— Begin —

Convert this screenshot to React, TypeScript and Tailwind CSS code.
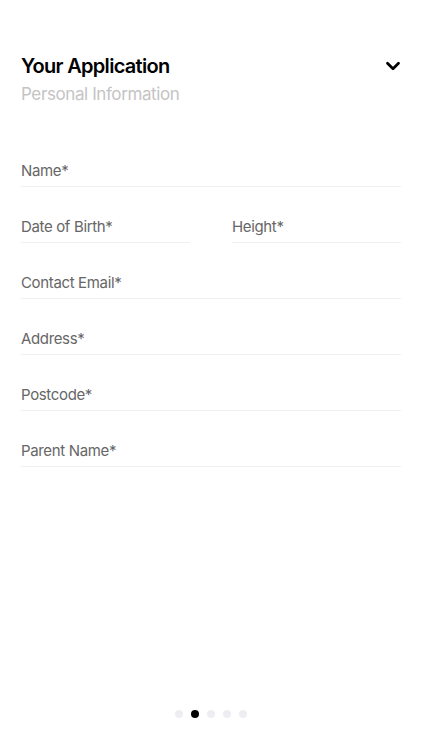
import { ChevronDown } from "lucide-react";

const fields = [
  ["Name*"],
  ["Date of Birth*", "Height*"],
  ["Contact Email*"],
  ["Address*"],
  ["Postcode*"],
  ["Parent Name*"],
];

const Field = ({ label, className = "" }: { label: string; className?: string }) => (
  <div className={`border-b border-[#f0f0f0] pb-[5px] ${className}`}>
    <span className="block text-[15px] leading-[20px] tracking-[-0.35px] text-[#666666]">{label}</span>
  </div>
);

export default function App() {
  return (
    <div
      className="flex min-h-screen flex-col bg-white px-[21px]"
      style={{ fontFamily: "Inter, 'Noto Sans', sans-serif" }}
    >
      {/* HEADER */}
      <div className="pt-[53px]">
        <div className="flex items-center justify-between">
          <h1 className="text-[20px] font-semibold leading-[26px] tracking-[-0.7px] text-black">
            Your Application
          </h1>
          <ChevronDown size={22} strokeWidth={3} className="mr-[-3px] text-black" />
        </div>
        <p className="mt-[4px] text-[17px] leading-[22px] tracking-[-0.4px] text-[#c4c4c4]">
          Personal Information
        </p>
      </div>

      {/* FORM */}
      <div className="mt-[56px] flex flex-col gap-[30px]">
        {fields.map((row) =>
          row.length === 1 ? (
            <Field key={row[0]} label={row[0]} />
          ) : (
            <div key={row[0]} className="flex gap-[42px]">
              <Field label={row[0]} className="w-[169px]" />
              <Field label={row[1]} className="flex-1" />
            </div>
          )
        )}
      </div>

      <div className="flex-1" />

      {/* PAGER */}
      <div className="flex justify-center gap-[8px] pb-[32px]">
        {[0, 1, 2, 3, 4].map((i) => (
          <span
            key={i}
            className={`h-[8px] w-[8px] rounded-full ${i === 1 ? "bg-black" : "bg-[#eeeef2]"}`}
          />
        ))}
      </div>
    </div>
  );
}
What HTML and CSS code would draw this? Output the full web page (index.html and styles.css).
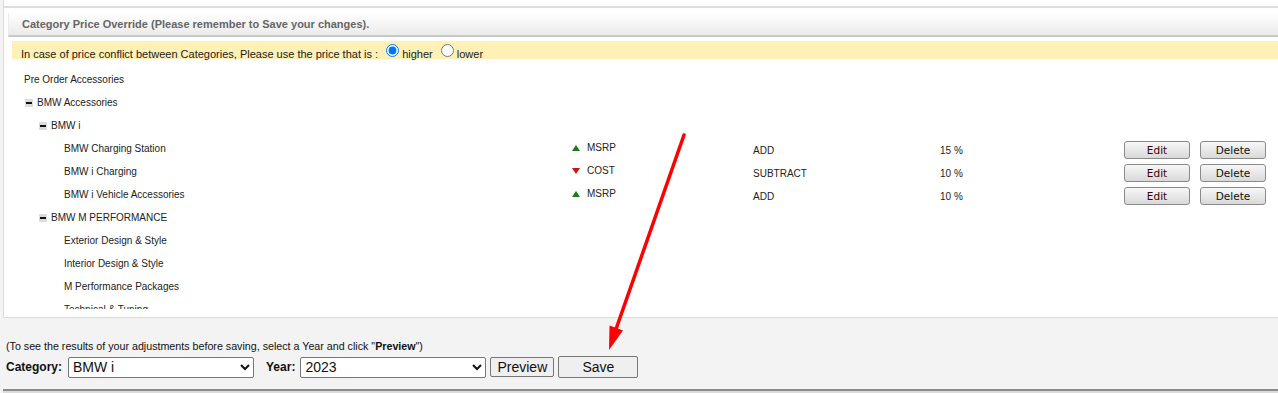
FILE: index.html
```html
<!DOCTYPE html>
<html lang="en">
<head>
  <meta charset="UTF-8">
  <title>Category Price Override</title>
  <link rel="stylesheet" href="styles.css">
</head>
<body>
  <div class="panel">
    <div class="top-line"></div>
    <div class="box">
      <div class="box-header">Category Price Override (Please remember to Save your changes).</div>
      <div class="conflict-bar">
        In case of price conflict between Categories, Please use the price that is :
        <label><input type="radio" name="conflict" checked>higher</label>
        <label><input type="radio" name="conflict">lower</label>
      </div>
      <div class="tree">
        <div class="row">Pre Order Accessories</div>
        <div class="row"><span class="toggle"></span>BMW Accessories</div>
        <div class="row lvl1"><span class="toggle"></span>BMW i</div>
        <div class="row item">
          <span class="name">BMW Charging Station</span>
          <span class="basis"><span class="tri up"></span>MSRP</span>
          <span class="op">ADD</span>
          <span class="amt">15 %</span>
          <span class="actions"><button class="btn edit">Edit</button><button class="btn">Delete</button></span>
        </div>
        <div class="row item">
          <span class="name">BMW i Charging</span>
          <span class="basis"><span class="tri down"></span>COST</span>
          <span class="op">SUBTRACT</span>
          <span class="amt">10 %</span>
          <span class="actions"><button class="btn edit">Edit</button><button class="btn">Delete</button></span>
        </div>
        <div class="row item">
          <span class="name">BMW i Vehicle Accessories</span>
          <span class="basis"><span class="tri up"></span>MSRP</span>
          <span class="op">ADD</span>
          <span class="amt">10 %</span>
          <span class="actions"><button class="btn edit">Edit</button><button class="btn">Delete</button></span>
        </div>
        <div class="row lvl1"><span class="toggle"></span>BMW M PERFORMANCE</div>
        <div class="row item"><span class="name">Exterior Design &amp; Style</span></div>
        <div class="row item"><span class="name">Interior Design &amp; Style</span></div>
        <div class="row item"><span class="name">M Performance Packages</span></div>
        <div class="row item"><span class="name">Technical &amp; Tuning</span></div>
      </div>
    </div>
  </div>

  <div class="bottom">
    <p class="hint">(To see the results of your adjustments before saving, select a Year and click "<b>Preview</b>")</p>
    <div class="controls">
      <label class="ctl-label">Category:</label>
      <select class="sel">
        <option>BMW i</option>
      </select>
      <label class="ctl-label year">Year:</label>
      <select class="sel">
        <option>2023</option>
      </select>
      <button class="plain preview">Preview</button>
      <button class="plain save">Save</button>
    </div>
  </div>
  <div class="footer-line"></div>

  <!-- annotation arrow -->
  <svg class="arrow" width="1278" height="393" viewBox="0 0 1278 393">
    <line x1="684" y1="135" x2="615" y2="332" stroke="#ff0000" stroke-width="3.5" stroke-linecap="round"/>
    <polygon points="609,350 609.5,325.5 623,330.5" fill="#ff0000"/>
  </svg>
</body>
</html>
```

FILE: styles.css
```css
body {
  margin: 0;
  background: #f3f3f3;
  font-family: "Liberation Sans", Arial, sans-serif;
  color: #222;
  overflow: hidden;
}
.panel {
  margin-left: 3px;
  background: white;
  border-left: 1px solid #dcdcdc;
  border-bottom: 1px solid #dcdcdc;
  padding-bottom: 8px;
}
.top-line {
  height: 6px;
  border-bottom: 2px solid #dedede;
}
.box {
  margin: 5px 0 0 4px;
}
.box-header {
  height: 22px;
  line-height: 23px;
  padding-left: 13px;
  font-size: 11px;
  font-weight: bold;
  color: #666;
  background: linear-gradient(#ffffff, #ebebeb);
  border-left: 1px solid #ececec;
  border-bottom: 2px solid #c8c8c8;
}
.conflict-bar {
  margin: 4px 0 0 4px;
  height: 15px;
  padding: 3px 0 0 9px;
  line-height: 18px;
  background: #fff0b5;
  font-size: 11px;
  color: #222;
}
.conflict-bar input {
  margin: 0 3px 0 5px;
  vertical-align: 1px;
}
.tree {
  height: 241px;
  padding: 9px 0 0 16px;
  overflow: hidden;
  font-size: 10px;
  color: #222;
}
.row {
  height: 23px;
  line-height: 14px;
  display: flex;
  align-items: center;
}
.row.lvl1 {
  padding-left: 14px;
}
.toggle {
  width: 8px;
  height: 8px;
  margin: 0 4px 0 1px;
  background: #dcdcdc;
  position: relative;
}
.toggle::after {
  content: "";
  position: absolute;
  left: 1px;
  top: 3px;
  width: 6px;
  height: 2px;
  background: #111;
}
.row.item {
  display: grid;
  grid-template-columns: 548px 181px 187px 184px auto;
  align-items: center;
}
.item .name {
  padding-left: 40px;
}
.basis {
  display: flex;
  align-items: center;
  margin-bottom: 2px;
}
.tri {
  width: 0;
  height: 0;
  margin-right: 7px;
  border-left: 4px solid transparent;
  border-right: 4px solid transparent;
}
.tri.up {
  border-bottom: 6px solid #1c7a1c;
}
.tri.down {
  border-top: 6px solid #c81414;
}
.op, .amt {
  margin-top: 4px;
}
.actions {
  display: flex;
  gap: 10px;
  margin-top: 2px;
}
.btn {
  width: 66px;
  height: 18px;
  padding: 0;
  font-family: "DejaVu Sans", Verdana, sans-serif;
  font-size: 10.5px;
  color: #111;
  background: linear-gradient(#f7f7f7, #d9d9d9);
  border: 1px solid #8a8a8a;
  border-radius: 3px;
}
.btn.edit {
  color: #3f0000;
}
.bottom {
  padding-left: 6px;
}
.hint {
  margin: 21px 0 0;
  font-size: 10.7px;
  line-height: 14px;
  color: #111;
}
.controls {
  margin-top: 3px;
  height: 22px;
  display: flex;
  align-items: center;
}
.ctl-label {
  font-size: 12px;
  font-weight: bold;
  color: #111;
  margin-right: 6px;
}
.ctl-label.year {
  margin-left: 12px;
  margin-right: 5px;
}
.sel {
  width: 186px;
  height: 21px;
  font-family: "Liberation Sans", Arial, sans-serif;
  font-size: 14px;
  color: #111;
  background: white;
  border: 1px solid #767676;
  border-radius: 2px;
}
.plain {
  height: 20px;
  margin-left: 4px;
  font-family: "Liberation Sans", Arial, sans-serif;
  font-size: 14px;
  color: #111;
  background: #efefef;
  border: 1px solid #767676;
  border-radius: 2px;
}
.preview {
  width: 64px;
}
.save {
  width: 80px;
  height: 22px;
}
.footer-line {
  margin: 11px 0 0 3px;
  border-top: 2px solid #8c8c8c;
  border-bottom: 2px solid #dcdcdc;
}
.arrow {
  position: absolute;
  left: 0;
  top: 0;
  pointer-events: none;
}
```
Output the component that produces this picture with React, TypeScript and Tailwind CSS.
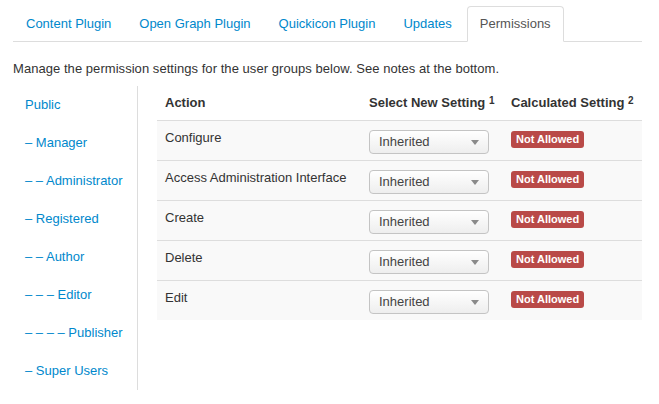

— End —

* _Given request_: Of all the lines in the listing above, how many include "that"? Write only the number.

* _Exercise output_: 2